No, and it is not trying to be. Wordfence and Sucuri are server-side WordPress security platforms that scan your files for malware and do file-integrity monitoring on the server. Velprove has no server access and does none of that. It watches the rendered page from the outside as a fast external tripwire. The two answer different questions: a server-side scanner tells you a file changed, Velprove tells you the page a visitor sees changed. Use both. They cover different layers of the same problem.

What should I assert to detect a defaced or skimmed page?

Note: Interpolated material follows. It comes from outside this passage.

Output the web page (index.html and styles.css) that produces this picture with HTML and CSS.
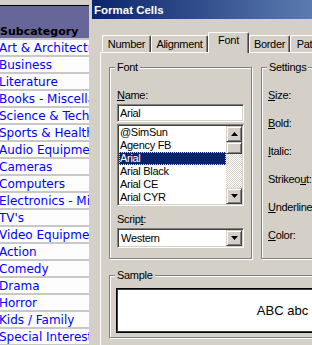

Lead with a positive tripwire. In Velprove, use a body_contains assertion on a stable piece of markup that must be present on a healthy page: a checkout form field name, an admin shell element, a footer string the attacker is unlikely to preserve when they replace the page. Then add a body_not_contains assertion on a specific known bad string only if you or your security tool have already identified one. The positive check is more robust because it does not depend on knowing the attacker's exact payload in advance, which with obfuscated and rotating skimmers you usually do not.

Can Velprove tell me if someone created a fake admin account?

Not directly, and being honest about that matters. Velprove has no server access and cannot read your WordPress user table, so it cannot tell you a rogue admin row exists. What it can catch is the symptom: a browser login monitor that signs in to wp-admin with a dedicated low-privilege test account will fail when an attacker has changed credentials, locked accounts out, or replaced the login flow. That is the externally visible consequence of a hijacked admin, not the database state itself. For the underlying account audit you still need a server-side tool.